### Task directions
Reading the listing below, count the lines that contain the word "components" and give that count alone.

### Dataset extract

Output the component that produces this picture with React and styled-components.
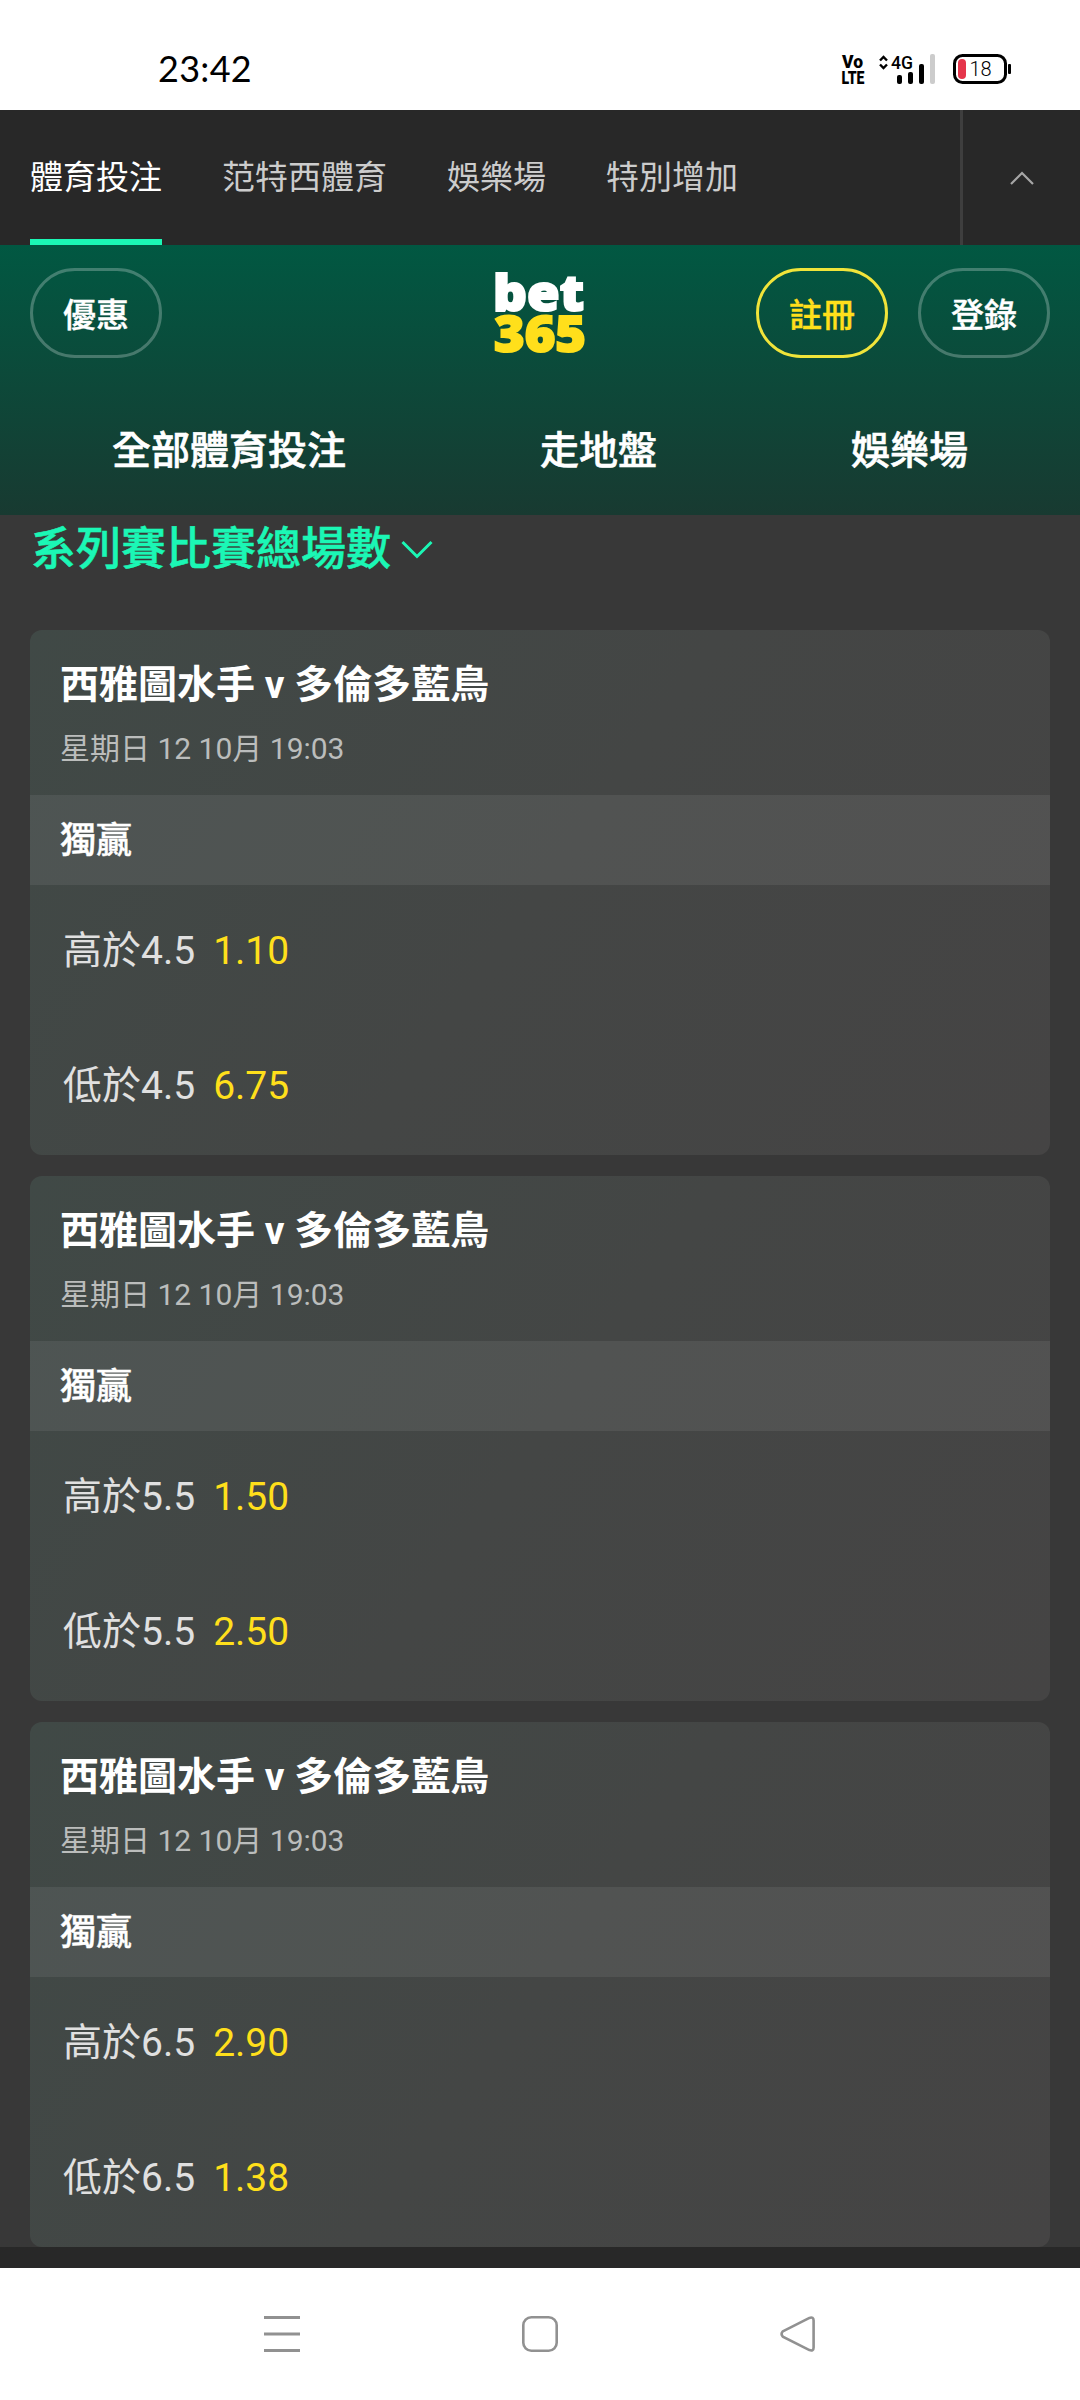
import React, { useState } from 'react';
import styled, { createGlobalStyle } from 'styled-components';

const TABS = ['體育投注', '范特西體育', '娛樂場', '特別增加'];
const NAVS = ['全部體育投注', '走地盤', '娛樂場'];
const MARKETS = [
  { line: '4.5', over: '1.10', under: '6.75' },
  { line: '5.5', over: '1.50', under: '2.50' },
  { line: '6.5', over: '2.90', under: '1.38' },
];

function StatusIcons() {
  return (
    <svg width="176" height="40" viewBox="838 50 176 40">
      {/* VoLTE */}
      <StatusText x="842" y="68" fontSize="18" fontWeight="900" textLength="21" lengthAdjust="spacingAndGlyphs">
        Vo
      </StatusText>
      <StatusText x="841.5" y="84" fontSize="19" fontWeight="900" textLength="23" lengthAdjust="spacingAndGlyphs">
        LTE
      </StatusText>
      {/* 4G */}
      <path d="M880 60.5l3.5-3.5 3.5 3.5M880 64.5l3.5 3.5 3.5-3.5" fill="none" stroke="#000" strokeWidth="2.4" />
      <StatusText x="891" y="69" fontSize="19" fontWeight="500" textLength="22" lengthAdjust="spacingAndGlyphs">
        4G
      </StatusText>
      <rect x="897" y="75" width="5" height="9" rx="2" />
      <rect x="908" y="72" width="5" height="12" rx="2" />
      <rect x="919" y="64" width="5" height="20" rx="2" />
      <rect x="930" y="54" width="5" height="30" rx="2" fill="#ccc" />
      {/* battery */}
      <rect x="954.5" y="55.5" width="51" height="27" rx="8" fill="none" stroke="#000" strokeWidth="3" />
      <rect x="958" y="59" width="8" height="20" rx="4" fill="#e5354b" />
      <StatusText x="969.5" y="76" fontSize="20" fontWeight="300" textLength="22">
        18
      </StatusText>
      <rect x="1008" y="64" width="3" height="10" rx="1" />
    </svg>
  );
}

function Logo() {
  return (
    <svg width="96" height="90" viewBox="492 268 96 90" overflow="visible">
      <LogoText x="493" y="310.5" $color="#fff" textLength="91" lengthAdjust="spacingAndGlyphs">
        bet
      </LogoText>
      <LogoText x="494" y="352" $color="#ffdf1b" textLength="92" lengthAdjust="spacingAndGlyphs">
        365
      </LogoText>
    </svg>
  );
}

function MarketCard({ market }) {
  return (
    <Card>
      <CardHead>
        <MatchTitle>西雅圖水手 v 多倫多藍鳥</MatchTitle>
        <MatchDate>星期日 12 10月 19:03</MatchDate>
      </CardHead>
      <MarketBar>獨贏</MarketBar>
      <OddsRow>
        高於{market.line}
        <Odds>{market.over}</Odds>
      </OddsRow>
      <OddsRow>
        低於{market.line}
        <Odds>{market.under}</Odds>
      </OddsRow>
    </Card>
  );
}

function App() {
  const [tab, setTab] = useState(TABS[0]);

  return (
    <>
      <GlobalStyle />
      <Page>
        <StatusBar>
          <Clock>23:42</Clock>
          <StatusIcons />
        </StatusBar>

        <TabBar>
          <TabList>
            {TABS.map(name => (
              <Tab key={name} $active={name === tab} onClick={() => setTab(name)}>
                {name}
              </Tab>
            ))}
          </TabList>
          <CollapseButton aria-label="收起">
            <svg width="26" height="16" viewBox="0 0 26 16">
              <path d="M2 14L13 3l11 11" fill="none" stroke="#a6a6a6" strokeWidth="2.2" />
            </svg>
          </CollapseButton>
        </TabBar>

        <Header>
          <HeaderTop>
            <HeaderSide>
              <PillButton>優惠</PillButton>
            </HeaderSide>
            <Logo />
            <HeaderSide $end>
              <PillButton $join>註冊</PillButton>
              <PillButton>登錄</PillButton>
            </HeaderSide>
          </HeaderTop>
          <Nav>
            {NAVS.map(name => (
              <NavItem key={name}>{name}</NavItem>
            ))}
          </Nav>
        </Header>

        <Content>
          <Heading>
            系列賽比賽總場數
            <svg width="32" height="22" viewBox="0 0 32 22">
              <path d="M1.5 2L16 16.5 30.5 2" fill="none" stroke="#1bf7b5" strokeWidth="3" />
            </svg>
          </Heading>
          <CardList>
            {MARKETS.map(market => (
              <MarketCard key={market.line} market={market} />
            ))}
          </CardList>
        </Content>

        <Footer />

        <SystemNav>
          <svg width="36" height="36" viewBox="0 0 36 36">
            <path d="M0 1.5h36M0 18h36M0 34.5h36" stroke="#919191" strokeWidth="3" />
          </svg>
          <svg width="36" height="36" viewBox="0 0 36 36">
            <rect x="1.3" y="1.3" width="33.4" height="33.4" rx="8" fill="none" stroke="#919191" strokeWidth="2.6" />
          </svg>
          <svg width="36" height="36" viewBox="0 0 36 36">
            <path
              d="M2.8 15.4L29.4 1.9Q33.6.6 33.6 4.6V31.4Q33.6 35.4 29.4 34.1L2.8 20.6Q.4 18 2.8 15.4Z"
              fill="none"
              stroke="#919191"
              strokeWidth="2.6"
            />
          </svg>
        </SystemNav>
      </Page>
    </>
  );
}
export default App;

const GlobalStyle = createGlobalStyle`
  * {
    box-sizing: border-box;
  }
  body {
    margin: 0;
    background: #fff;
    font-family: Roboto, 'Noto Sans CJK TC', sans-serif;
  }
  button {
    padding: 0;
    border: 0;
    background: none;
    font-family: inherit;
  }
  svg {
    display: block;
    flex: none;
  }
`;

const Page = styled.div`
  display: flex;
  flex-direction: column;
  width: 1080px;
  height: 2400px;
  overflow: hidden;
`;

const StatusBar = styled.div`
  display: flex;
  justify-content: space-between;
  align-items: center;
  height: 110px;
  padding: 30px 66px 0 158px;
`;
const Clock = styled.span`
  padding-bottom: 5px;
  font-family: Lato, sans-serif;
  font-size: 36px;
  line-height: 40px;
  letter-spacing: 0.3px;
  color: #000;
`;
const StatusText = styled.text`
  font-family: Roboto, sans-serif;
  fill: #000;
`;

const TabBar = styled.div`
  display: flex;
  height: 135px;
  background: #282828;
`;
const TabList = styled.div`
  display: flex;
  flex: 1;
  gap: 60px;
  padding-left: 30px;
`;
const Tab = styled.button`
  height: 135px;
  padding-bottom: 5px;
  border-top: 6px solid transparent;
  border-bottom: 6px solid ${props => (props.$active ? '#1bf7b5' : 'transparent')};
  font-size: 33px;
  color: ${props => (props.$active ? '#fff' : '#ccc')};
`;
const CollapseButton = styled.button`
  display: flex;
  align-items: center;
  justify-content: center;
  width: 120px;
  border-left: 3px solid #3e3e3e;
`;

const Header = styled.div`
  height: 270px;
  padding-top: 23px;
  background: linear-gradient(#015842, #183a31);
`;
const HeaderTop = styled.div`
  display: flex;
  align-items: center;
  height: 90px;
  padding: 0 30px;
`;
const HeaderSide = styled.div`
  display: flex;
  flex: 1;
  gap: 30px;
  justify-content: ${props => (props.$end ? 'flex-end' : 'flex-start')};
`;
const PillButton = styled.button`
  width: 132px;
  height: 90px;
  border: 3px solid ${props => (props.$join ? '#f0e43a' : 'rgba(255, 255, 255, 0.25)')};
  border-radius: 45px;
  font-size: 33px;
  font-weight: 500;
  -webkit-text-stroke: 0.4px;
  color: ${props => (props.$join ? '#ffdf1b' : '#fff')};
`;
const LogoText = styled.text`
  font-family: 'Open Sans', sans-serif;
  font-size: 49px;
  font-weight: 800;
  fill: ${props => props.$color};
  stroke: ${props => props.$color};
  stroke-width: 2px;
`;

const Nav = styled.div`
  display: flex;
  justify-content: space-around;
  align-items: center;
  height: 157px;
  padding: 29px 15px 0;
`;
const NavItem = styled.div`
  font-size: 39px;
  font-weight: 500;
  line-height: 60px;
  -webkit-text-stroke: 0.6px;
  color: #fff;
`;

const Content = styled.div`
  height: 1732px;
  padding: 0 30px;
  background: #383838;
`;
const Heading = styled.div`
  display: flex;
  align-items: center;
  gap: 10px;
  height: 115px;
  padding: 0 0 55px 1px;
  font-size: 45px;
  font-weight: 500;
  -webkit-text-stroke: 0.5px;
  color: #1bf7b5;

  svg {
    margin-top: 11px;
  }
`;

const CardList = styled.div`
  display: flex;
  flex-direction: column;
  gap: 21px;
`;
const Card = styled.div`
  height: 525px;
  border-radius: 12px;
  background: linear-gradient(125deg, #404946, #444645 50%, #454444);
`;
const CardHead = styled.div`
  height: 165px;
  padding: 27px 30px 0;
`;
const MatchTitle = styled.div`
  font-size: 39px;
  font-weight: 700;
  line-height: 57px;
  color: #fff;
`;
const MatchDate = styled.div`
  padding-top: 13px;
  font-size: 30px;
  line-height: 44px;
  color: #bbbdbc;
`;
const MarketBar = styled.div`
  height: 90px;
  padding-left: 30px;
  background: rgba(255, 255, 255, 0.07);
  font-size: 36px;
  font-weight: 500;
  line-height: 92px;
  -webkit-text-stroke: 0.4px;
  color: #fff;
`;
const OddsRow = styled.div`
  display: flex;
  gap: 18px;
  height: 135px;
  padding-left: 33px;
  font-size: 39px;
  line-height: 133px;
  color: #e0e0e0;
`;
const Odds = styled.span`
  color: #ffdf1b;
`;

const Footer = styled.div`
  height: 21px;
  background: #282828;
`;
const SystemNav = styled.div`
  display: flex;
  align-items: center;
  justify-content: space-between;
  height: 132px;
  padding: 0 264px;
  background: #fff;
`;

### Solution to this problem
2